Montaner finaliza com uma breve descrição de pesquisas contemporâneas como o finlandês Juhani Pallasmaa, que expõe a necessidade de uma arquitetura humana relacionada aos sentidos além do visual, assim como o trabalho de pesquisadores americanos que estudam fenômenos de expansão urbana, como os subúrbios e as grandes rodovias. 

Conclusões

Montaner conclui levantando muito mais perguntas do que respostas. Qual deve ser o ponto de partida da crítica quando se há uma crise metodológica? Diante de crises contínuas e de uma realidade fragmentada, a atitude correta deve ser de resistência (como Giedion e Frampton) ou de aceitação e relativismo (Koolhaas e Solá Morales)?  Como a crítica consegue se manter relevante e contribuir para a produção de arquitetura? Ele encerra com uma excelente frase de Manfredo Tafuri, parafraseando Nietzsche: “como fazer para que o discurso da crítica, que deveria “romper e remover rochas”, não seja ele mesmo uma rocha?”

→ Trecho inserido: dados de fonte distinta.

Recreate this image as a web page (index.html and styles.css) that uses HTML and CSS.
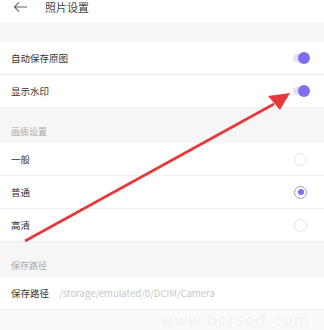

O que verificamos desta leitura é que, ao longo da história da crítica da arquitetura, há sempre um dualismo no debate. Seja entre arte e técnica, seja entre romper com o passado ou estabelecer conexões históricas, ou seja entre o regionalismo e o globalismo. Cada época traz as suas questões mas nunca há uma única resposta. A pluralidade enriquece a discussão. Percebemos também a evolução das análises e o surgimento de novas percepções. Iniciamos com uma análise restrita ao construído, depois sobre a qualidade do espaço vazio, sobre a percepção do observador, chegando à importância da memória, os simbolismos e até a questões sensoriais. 

Atualmente, o debate está centrado mais em torno de questões como espaços virtuais, as identidade das sociedade pós-coloniais, sustentabilidade e justiça ecológica, igualdade de gênero e acessibilidade universal. Muitas destas sempre fizeram parte da experiência humana mas apenas agora estão tomando o centro do debate.